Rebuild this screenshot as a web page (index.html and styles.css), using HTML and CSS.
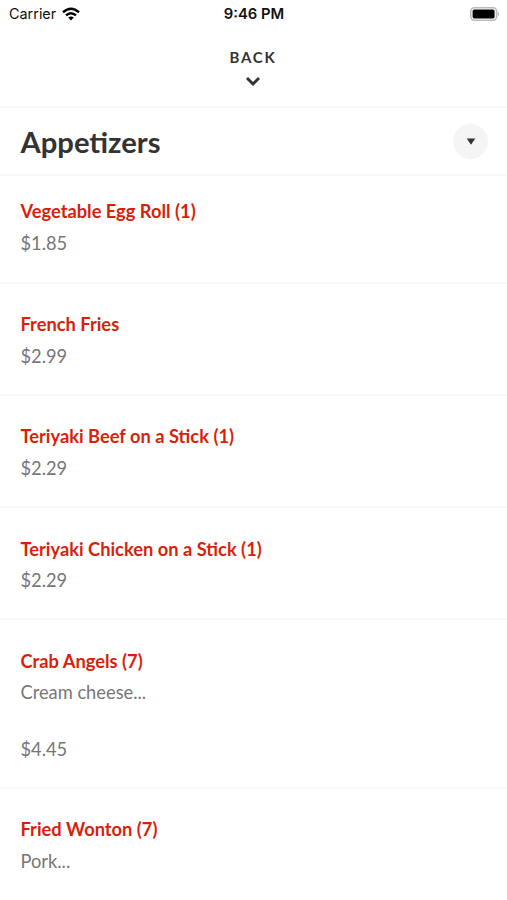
FILE: index.html
```html
<!DOCTYPE html>
<html lang="en">
<head>
<meta charset="utf-8">
<title>Appetizers</title>
<link rel="stylesheet" href="styles.css">
</head>
<body>
<header class="status">
  <div class="carrier"><span>Carrier</span>
    <svg class="wifi" viewBox="0 0 18 14"><g fill="none" stroke="#000" stroke-width="2.5"><path d="M1 5.2Q9-1.7 17 5.2"/><path d="M4 8.4Q9 4.1 14 8.4"/></g><path d="M6.2 10.6Q9 8.4 11.8 10.6L9 13.4Z"/></svg>
  </div>
  <div class="time">9:46 PM</div>
  <svg class="battery" viewBox="0 0 30 14"><rect x=".8" y=".8" width="25.8" height="12.4" rx="3.6" fill="none" stroke="#bbb" stroke-width="1.6"/><rect x="2.6" y="2.6" width="22" height="8.8" rx="1.6"/><path d="M27.8 4.7Q30.8 7 27.8 9.3Z" fill="#bbb"/></svg>
</header>
<nav class="back">
  <span class="back-label">BACK</span>
  <svg class="chevron" viewBox="0 0 16 10"><path d="M2 2L8 8L14 2" fill="none" stroke="#333" stroke-width="2.9"/></svg>
</nav>
<div class="section">
  <h1>Appetizers</h1>
  <button class="toggle" aria-label="Choose section"><svg viewBox="0 0 10 7"><path d="M.7.5H9.3L5 6.7Z" fill="#333"/></svg></button>
</div>
<main>
  <article class="item first"><h2>Vegetable Egg Roll (1)</h2><p>$1.85</p></article>
  <article class="item"><h2>French Fries</h2><p>$2.99</p></article>
  <article class="item"><h2>Teriyaki Beef on a Stick (1)</h2><p>$2.29</p></article>
  <article class="item"><h2>Teriyaki Chicken on a Stick (1)</h2><p>$2.29</p></article>
  <article class="item described"><h2>Crab Angels (7)</h2><p>Cream cheese...</p><p class="price">$4.45</p></article>
  <article class="item last"><h2>Fried Wonton (7)</h2><p>Pork...</p></article>
</main>
</body>
</html>
```

FILE: styles.css
```css
* { box-sizing: border-box; }
body { margin: 0; height: 900px; overflow: hidden; background: #fff; color: #333; font-family: Lato, sans-serif; }
h1, h2, p { margin: 0; }
.status { height: 28px; display: grid; grid-template-columns: 1fr auto 1fr; align-items: center; padding: 0 7px 0 9px; font: 14.8px/28px Inter, sans-serif; color: #111; }
.carrier { display: flex; align-items: center; gap: 6px; font-size: 14.4px; }
.wifi { width: 18px; height: 14px; margin-top: -1px; }
.time { font-weight: 600; margin-left: -1px; }
.battery { width: 30px; height: 14px; justify-self: end; margin-top: -1px; }
.back { height: 80px; display: flex; flex-direction: column; align-items: center; padding: 19px 1px 0 0; border-bottom: 2px solid #f7f7f7; }
.back-label { font-size: 15px; line-height: 20px; font-weight: 700; letter-spacing: 1.7px; }
.chevron { width: 16px; height: 10px; margin-top: 9px; }
.section { height: 68px; display: flex; align-items: center; justify-content: space-between; padding: 0 19px 0 20.5px; border-bottom: 2px solid #f7f7f7; }
h1 { font-size: 29.2px; line-height: 36px; font-weight: 700; margin-top: 2px; }
.toggle { width: 35px; height: 35px; padding: 0; border: 0; border-radius: 50%; background: #f5f5f5; display: grid; place-items: center; }
.toggle svg { width: 10px; height: 7px; }
.item { height: 112.3px; padding: 28px 20.5px 0; border-bottom: 2px solid #f8f8f8; font-size: 18.3px; }
.item.first { height: 107.6px; padding-top: 23.4px; }
.item:not(.first) { padding-top: 28.4px; }
.item.described { height: 168.6px; }
.item.last { border: 0; }
h2 { font-size: 18.3px; line-height: 24px; font-weight: 700; color: #d91f0b; }
.item p { line-height: 24px; margin-top: 7.6px; color: #777; }
.item .price { margin-top: 32.2px; }
```
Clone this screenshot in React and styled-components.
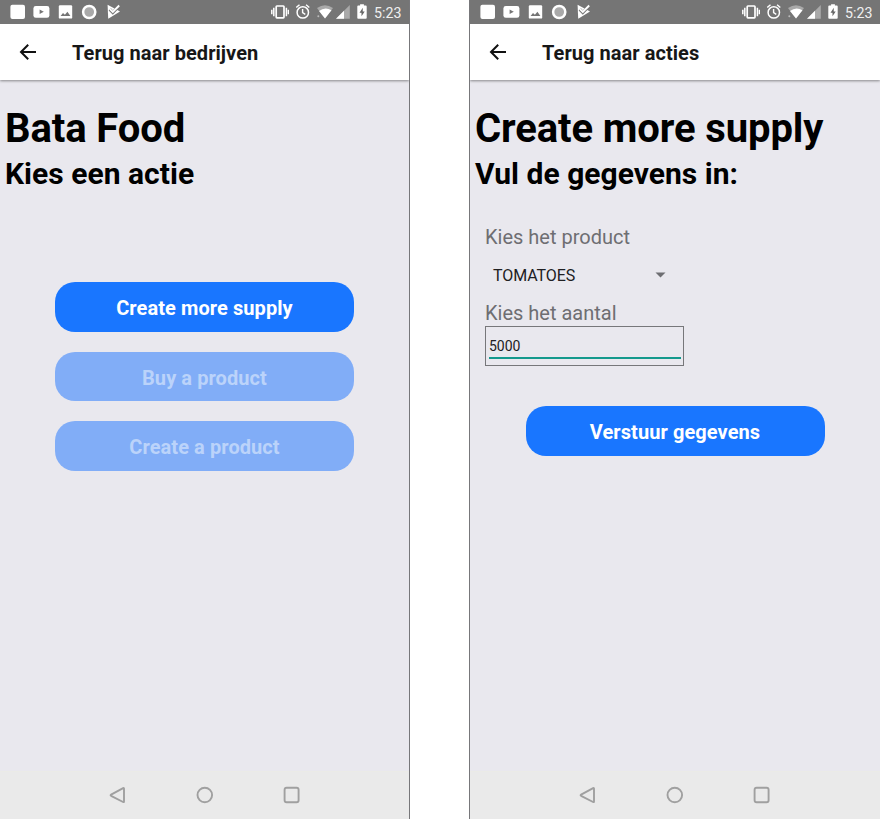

**WORK TO DO**
Return each line of the data that contains the string "screenshot".

**RESULT OF THE TASK**
Rebuild this screenshot as a web page (index.html and styles.css), using HTML and CSS.
Clone this screenshot in React and styled-components.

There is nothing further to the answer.